## What you will do
Write out the material exactly. Do not include the pictures.

## Data shown

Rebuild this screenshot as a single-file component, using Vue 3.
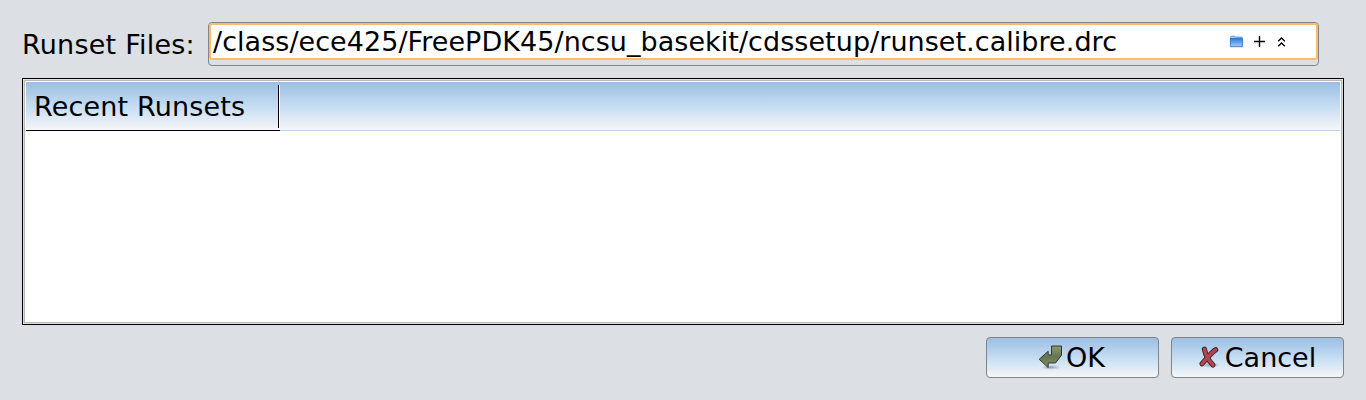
<script setup>
const label = 'Runset Files:'
const path = '/class/ece425/FreePDK45/ncsu_basekit/cdssetup/runset.calibre.drc'
const columns = ['Recent Runsets']
</script>

<template>
  <main class="dialog">
    <div class="file-row">
      <label class="label">{{ label }}</label>
      <div class="field">
        <div class="field-inner">
          <span class="path">{{ path }}</span>
          <svg class="folder" width="15" height="13" viewBox="0 0 15 13">
            <defs>
              <linearGradient id="folderFill" x1="0" y1="0" x2="0" y2="1">
                <stop offset="0" stop-color="#2f7fdc" />
                <stop offset="1" stop-color="#a9c9f2" />
              </linearGradient>
            </defs>
            <path d="M1.5 3.5V1.9L2.2 1.2h3.4l.9.9h6.6v1.4z" fill="#a8cbf3" stroke="#4a8bdc" stroke-width=".9" />
            <path d="M1.4 3.6h12.2v8.1H1.4z" fill="url(#folderFill)" stroke="#2f77d2" stroke-width=".9" />
          </svg>
          <svg class="plus" width="13" height="13" viewBox="0 0 13 13">
            <path d="M6.5 1v11M1 6.5h11" stroke="#000" stroke-width="1.4" />
          </svg>
          <svg class="chevrons" width="9" height="12" viewBox="0 0 9 12">
            <path d="M1.2 5.2 4.5 2l3.3 3.2M1.2 10.2 4.5 7l3.3 3.2" fill="none" stroke="#000" stroke-width="1.3" />
          </svg>
        </div>
      </div>
    </div>

    <section class="list">
      <div class="list-groove">
        <div class="list-body">
          <div class="head">
            <div v-for="c in columns" :key="c" class="col"><span class="col-text">{{ c }}</span></div>
          </div>
        </div>
      </div>
    </section>

    <div class="actions">
      <button class="btn">
        <svg class="ok-icon" width="26" height="26" viewBox="0 0 26 26">
          <defs>
            <linearGradient id="okFill" x1="0" y1="0" x2="0" y2="1">
              <stop offset="0" stop-color="#8a9c70" />
              <stop offset=".5" stop-color="#657650" />
              <stop offset="1" stop-color="#7d9068" />
            </linearGradient>
            <radialGradient id="okShade">
              <stop offset="0" stop-color="#68727c" stop-opacity=".65" />
              <stop offset="1" stop-color="#68727c" stop-opacity="0" />
            </radialGradient>
          </defs>
          <ellipse cx="13" cy="22.3" rx="10" ry="2.4" fill="url(#okShade)" />
          <path d="M13.5 1h10V10.2L17.5 18H10.2V22.6L1.2 14.3 10.2 6.3v3.6h3.3z" fill="url(#okFill)" stroke="#30382b" stroke-width="1" stroke-linejoin="round" />
        </svg>
        <span>OK</span>
      </button>
      <button class="btn">
        <svg class="cancel-icon" width="26" height="26" viewBox="0 0 26 26">
          <defs>
            <radialGradient id="cancelShade">
              <stop offset="0" stop-color="#68727c" stop-opacity=".55" />
              <stop offset="1" stop-color="#68727c" stop-opacity="0" />
            </radialGradient>
          </defs>
          <ellipse cx="13" cy="20" rx="10" ry="3" fill="url(#cancelShade)" />
          <g fill="none" stroke-linecap="round">
            <path d="M7.4 4.2C8.7 10.5 12.5 16.5 16 20M18.7 4.8C14 7.8 9 14.5 5 18.8" stroke="#33262b" stroke-width="5.2" />
            <path d="M7.4 4.2C8.7 10.5 12.5 16.5 16 20M18.7 4.8C14 7.8 9 14.5 5 18.8" stroke="#b3444e" stroke-width="3.4" />
          </g>
        </svg>
        <span>Cancel</span>
      </button>
    </div>
  </main>
</template>

<style>
body {
  margin: 0;
  background: #dcdfe4;
}
</style>

<style scoped>
.dialog {
  box-sizing: border-box;
  height: 400px;
  padding: 22px 22px 0;
  background: #dcdfe4;
  color: #000;
  font: 27px/32px "DejaVu Sans", sans-serif;
  overflow: hidden;
}
.file-row {
  display: flex;
  height: 44px;
}
.label {
  width: 186px;
  padding-top: 7px;
  white-space: nowrap;
  letter-spacing: 0.22px;
}
.field {
  box-sizing: border-box;
  width: 1111px;
  height: 44px;
  border: 1px solid #808387;
  border-radius: 4px;
}
.field-inner {
  box-sizing: border-box;
  display: flex;
  align-items: center;
  height: 37px;
  border: 2px solid #ffbb6c;
  border-radius: 3px;
  background: #fff;
  padding-left: 2px;
}
.path {
  width: 1016px;
  white-space: nowrap;
  letter-spacing: 0.05px;
}
.folder {
  margin-right: 9px;
}
.plus {
  margin-right: 11px;
}
.list {
  box-sizing: border-box;
  height: 247px;
  margin-top: 12px;
  border: 1px solid #000;
  padding: 1px;
}
.list-groove {
  box-sizing: border-box;
  height: 243px;
  border: 1px solid #b9b9b9;
  background: #fff;
  padding: 1px;
}
.head {
  box-sizing: border-box;
  height: 49px;
  border-bottom: 1px solid #bcd3e8;
  background: linear-gradient(#9bbfe3, #c9dff4 55%, #f6f6f8);
}
.col {
  box-sizing: border-box;
  display: flex;
  width: 254px;
  height: 49px;
  padding-top: 3px;
  border-bottom: 1px solid #000;
}
.col-text {
  box-sizing: border-box;
  width: 254px;
  height: 43px;
  padding: 6px 0 0 8px;
  border-right: 1px solid #fff;
  box-shadow: inset -1px 0 #000;
  letter-spacing: 0.15px;
}
.actions {
  display: flex;
  justify-content: flex-end;
  gap: 12px;
  margin-top: 12px;
}
.btn {
  box-sizing: border-box;
  display: flex;
  align-items: center;
  justify-content: center;
  width: 173px;
  height: 41px;
  padding: 0 2px 0 0;
  border: 1px solid #808387;
  border-radius: 4px;
  background: linear-gradient(#9bbfe3, #c9dff4 55%, #f6f6f8);
  color: #000;
  font: inherit;
}
.btn svg {
  flex: none;
  margin-right: 2px;
}
</style>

## Exercise output
Rebuild this screenshot as a single-file component, using Vue 3.
<script setup>
const label = 'Runset Files:'
const path = '/class/ece425/FreePDK45/ncsu_basekit/cdssetup/runset.calibre.drc'
const columns = ['Recent Runsets']
</script>

<template>
  <main class="dialog">
    <div class="file-row">
      <label class="label">{{ label }}</label>
      <div class="field">
        <div class="field-inner">
          <span class="path">{{ path }}</span>
          <svg class="folder" width="15" height="13" viewBox="0 0 15 13">
            <defs>
              <linearGradient id="folderFill" x1="0" y1="0" x2="0" y2="1">
                <stop offset="0" stop-color="#2f7fdc" />
                <stop offset="1" stop-color="#a9c9f2" />
              </linearGradient>
            </defs>
            <path d="M1.5 3.5V1.9L2.2 1.2h3.4l.9.9h6.6v1.4z" fill="#a8cbf3" stroke="#4a8bdc" stroke-width=".9" />
            <path d="M1.4 3.6h12.2v8.1H1.4z" fill="url(#folderFill)" stroke="#2f77d2" stroke-width=".9" />
          </svg>
          <svg class="plus" width="13" height="13" viewBox="0 0 13 13">
            <path d="M6.5 1v11M1 6.5h11" stroke="#000" stroke-width="1.4" />
          </svg>
          <svg class="chevrons" width="9" height="12" viewBox="0 0 9 12">
            <path d="M1.2 5.2 4.5 2l3.3 3.2M1.2 10.2 4.5 7l3.3 3.2" fill="none" stroke="#000" stroke-width="1.3" />
          </svg>
        </div>
      </div>
    </div>

    <section class="list">
      <div class="list-groove">
        <div class="list-body">
          <div class="head">
            <div v-for="c in columns" :key="c" class="col"><span class="col-text">{{ c }}</span></div>
          </div>
        </div>
      </div>
    </section>

    <div class="actions">
      <button class="btn">
        <svg class="ok-icon" width="26" height="26" viewBox="0 0 26 26">
          <defs>
            <linearGradient id="okFill" x1="0" y1="0" x2="0" y2="1">
              <stop offset="0" stop-color="#8a9c70" />
              <stop offset=".5" stop-color="#657650" />
              <stop offset="1" stop-color="#7d9068" />
            </linearGradient>
            <radialGradient id="okShade">
              <stop offset="0" stop-color="#68727c" stop-opacity=".65" />
              <stop offset="1" stop-color="#68727c" stop-opacity="0" />
            </radialGradient>
          </defs>
          <ellipse cx="13" cy="22.3" rx="10" ry="2.4" fill="url(#okShade)" />
          <path d="M13.5 1h10V10.2L17.5 18H10.2V22.6L1.2 14.3 10.2 6.3v3.6h3.3z" fill="url(#okFill)" stroke="#30382b" stroke-width="1" stroke-linejoin="round" />
        </svg>
        <span>OK</span>
      </button>
      <button class="btn">
        <svg class="cancel-icon" width="26" height="26" viewBox="0 0 26 26">
          <defs>
            <radialGradient id="cancelShade">
              <stop offset="0" stop-color="#68727c" stop-opacity=".55" />
              <stop offset="1" stop-color="#68727c" stop-opacity="0" />
            </radialGradient>
          </defs>
          <ellipse cx="13" cy="20" rx="10" ry="3" fill="url(#cancelShade)" />
          <g fill="none" stroke-linecap="round">
            <path d="M7.4 4.2C8.7 10.5 12.5 16.5 16 20M18.7 4.8C14 7.8 9 14.5 5 18.8" stroke="#33262b" stroke-width="5.2" />
            <path d="M7.4 4.2C8.7 10.5 12.5 16.5 16 20M18.7 4.8C14 7.8 9 14.5 5 18.8" stroke="#b3444e" stroke-width="3.4" />
          </g>
        </svg>
        <span>Cancel</span>
      </button>
    </div>
  </main>
</template>

<style>
body {
  margin: 0;
  background: #dcdfe4;
}
</style>

<style scoped>
.dialog {
  box-sizing: border-box;
  height: 400px;
  padding: 22px 22px 0;
  background: #dcdfe4;
  color: #000;
  font: 27px/32px "DejaVu Sans", sans-serif;
  overflow: hidden;
}
.file-row {
  display: flex;
  height: 44px;
}
.label {
  width: 186px;
  padding-top: 7px;
  white-space: nowrap;
  letter-spacing: 0.22px;
}
.field {
  box-sizing: border-box;
  width: 1111px;
  height: 44px;
  border: 1px solid #808387;
  border-radius: 4px;
}
.field-inner {
  box-sizing: border-box;
  display: flex;
  align-items: center;
  height: 37px;
  border: 2px solid #ffbb6c;
  border-radius: 3px;
  background: #fff;
  padding-left: 2px;
}
.path {
  width: 1016px;
  white-space: nowrap;
  letter-spacing: 0.05px;
}
.folder {
  margin-right: 9px;
}
.plus {
  margin-right: 11px;
}
.list {
  box-sizing: border-box;
  height: 247px;
  margin-top: 12px;
  border: 1px solid #000;
  padding: 1px;
}
.list-groove {
  box-sizing: border-box;
  height: 243px;
  border: 1px solid #b9b9b9;
  background: #fff;
  padding: 1px;
}
.head {
  box-sizing: border-box;
  height: 49px;
  border-bottom: 1px solid #bcd3e8;
  background: linear-gradient(#9bbfe3, #c9dff4 55%, #f6f6f8);
}
.col {
  box-sizing: border-box;
  display: flex;
  width: 254px;
  height: 49px;
  padding-top: 3px;
  border-bottom: 1px solid #000;
}
.col-text {
  box-sizing: border-box;
  width: 254px;
  height: 43px;
  padding: 6px 0 0 8px;
  border-right: 1px solid #fff;
  box-shadow: inset -1px 0 #000;
  letter-spacing: 0.15px;
}
.actions {
  display: flex;
  justify-content: flex-end;
  gap: 12px;
  margin-top: 12px;
}
.btn {
  box-sizing: border-box;
  display: flex;
  align-items: center;
  justify-content: center;
  width: 173px;
  height: 41px;
  padding: 0 2px 0 0;
  border: 1px solid #808387;
  border-radius: 4px;
  background: linear-gradient(#9bbfe3, #c9dff4 55%, #f6f6f8);
  color: #000;
  font: inherit;
}
.btn svg {
  flex: none;
  margin-right: 2px;
}
</style>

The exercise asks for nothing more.